==== DATA SHOWN

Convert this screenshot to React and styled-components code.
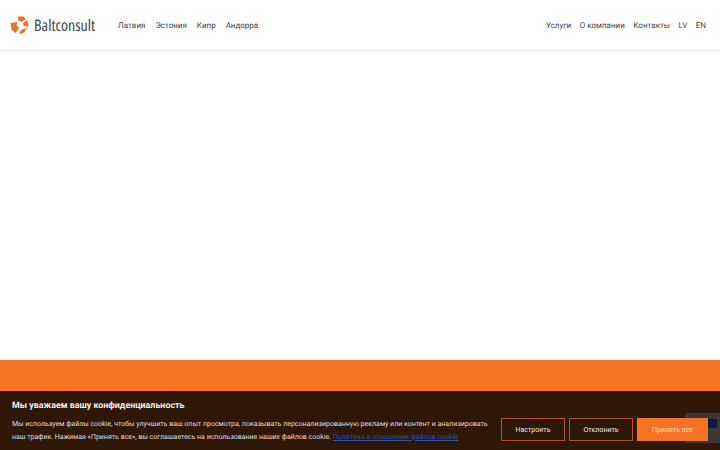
import styled, { createGlobalStyle } from "styled-components";

const GlobalStyle = createGlobalStyle`
  html, body {
    margin: 0;
    height: 100%;
    background: #fff;
    font-family: Roboto, "Liberation Sans", sans-serif;
    text-rendering: geometricPrecision;
  }
  #root {
    height: 100%;
  }
`;

const Page = styled.div`
  position: relative;
  height: 450px;
  overflow: hidden;
  display: flex;
  flex-direction: column;
`;

const Header = styled.header`
  height: 51px;
  box-sizing: border-box;
  flex: none;
  display: flex;
  align-items: center;
  justify-content: space-between;
  padding: 0 14px 0 10px;
  border-bottom: 1px solid #f0f0f0;
`;

const Side = styled.div`
  display: flex;
  align-items: center;
`;

const Logo = styled.a`
  display: flex;
  align-items: center;
  gap: 5px;
  width: 108px;
  font-family: "Open Sans", sans-serif;
  font-size: 16px;
  font-stretch: 75%;
  color: #444;
`;

const Nav = styled.nav`
  display: flex;
  gap: ${(p) => p.$gap}px;
`;

const NavLink = styled.a`
  font-size: 8px;
  color: #444;
`;

const Main = styled.main`
  flex: 1;
`;

const Footer = styled.footer`
  height: 90px;
  flex: none;
  background: #f67323;
`;

const Banner = styled.div`
  position: absolute;
  left: 0;
  right: 0;
  bottom: 0;
  height: 59px;
  box-sizing: border-box;
  padding: 9px 12px 0;
  background: #2f1708;
  display: flex;
  align-items: flex-end;
  justify-content: space-between;
`;

const Copy = styled.div`
  width: 480px;
  align-self: flex-start;
`;

const Title = styled.div`
  font-size: 8.9px;
  font-weight: 700;
  line-height: 12px;
  color: #f4f0ec;
  margin-bottom: 6px;
`;

const Text = styled.p`
  margin: 0;
  font-size: 7px;
  line-height: 12.5px;
  color: #e4dcd5;
`;

const Policy = styled.a`
  color: #2b55a8;
  text-decoration: underline;
`;

const Actions = styled.div`
  position: relative;
  z-index: 1;
  display: flex;
  gap: 4px;
  margin-bottom: 9px;
`;

const Button = styled.button`
  width: ${(p) => p.$width}px;
  height: 23px;
  padding: 0;
  box-sizing: border-box;
  font-family: inherit;
  font-size: 7px;
  color: ${(p) => (p.$primary ? "#ffe0cc" : "#f0e8e2")};
  background: ${(p) => (p.$primary ? "#f67323" : "transparent")};
  border: 1px solid ${(p) => (p.$primary ? "#f67323" : "#b3552a")};
`;

const ChatWidget = styled.div`
  position: absolute;
  right: 0;
  bottom: 7px;
  width: 35px;
  height: 30px;
  background: #3a3937;

  &::after {
    content: "";
    position: absolute;
    left: 23px;
    top: 6px;
    width: 9px;
    height: 9px;
    background: #101a3c;
  }
`;

function LogoMark() {
  return (
    <svg width="19" height="18" viewBox="0 0 19 18">
      <g fill="#f0702a">
        <path d="M8 0.5 L13 0.5 L16 3 L11 6 L8 4 Z" />
        <path d="M13 7 L17 4 L18.5 8.5 L18 11 L13.5 9.5 Z" />
        <path d="M0.5 7 L7 6 L6.5 9 L9 12 L5.5 17 L1.5 13.5 Z" />
        <path d="M9 17.5 L11.5 13.5 L15 13 L17.5 12 L14 16.5 L11 17.8 Z" />
      </g>
    </svg>
  );
}

export default function App() {
  return (
    <>
      <GlobalStyle />
      <Page>
        <Header>
          <Side>
            <Logo>
              <LogoMark />
              Baltconsult
            </Logo>
            <Nav $gap={10}>
              <NavLink>Латвия</NavLink>
              <NavLink>Эстония</NavLink>
              <NavLink>Кипр</NavLink>
              <NavLink>Андорра</NavLink>
            </Nav>
          </Side>
          <Nav $gap={8.5}>
            <NavLink>Услуги</NavLink>
            <NavLink>О компании</NavLink>
            <NavLink>Контакты</NavLink>
            <NavLink>LV</NavLink>
            <NavLink>EN</NavLink>
          </Nav>
        </Header>
        <Main />
        <Footer />
        <Banner>
          <Copy>
            <Title>Мы уважаем вашу конфиденциальность</Title>
            <Text>
              Мы используем файлы cookie, чтобы улучшить ваш опыт просмотра, показывать персонализированную рекламу или контент и анализировать наш трафик. Нажимая «Принять все», вы соглашаетесь на использование наших файлов cookie.{" "}
              <Policy>Политика в отношении файлов cookie</Policy>
            </Text>
          </Copy>
          <ChatWidget />
          <Actions>
            <Button $width={64}>Настроить</Button>
            <Button $width={64}>Отклонить</Button>
            <Button $width={71} $primary>Принять все</Button>
          </Actions>
        </Banner>
      </Page>
    </>
  );
}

========

Track down every line of the material containing the string "components", and copy it.

Convert this screenshot to React and styled-components code.
import styled, { createGlobalStyle } from "styled-components";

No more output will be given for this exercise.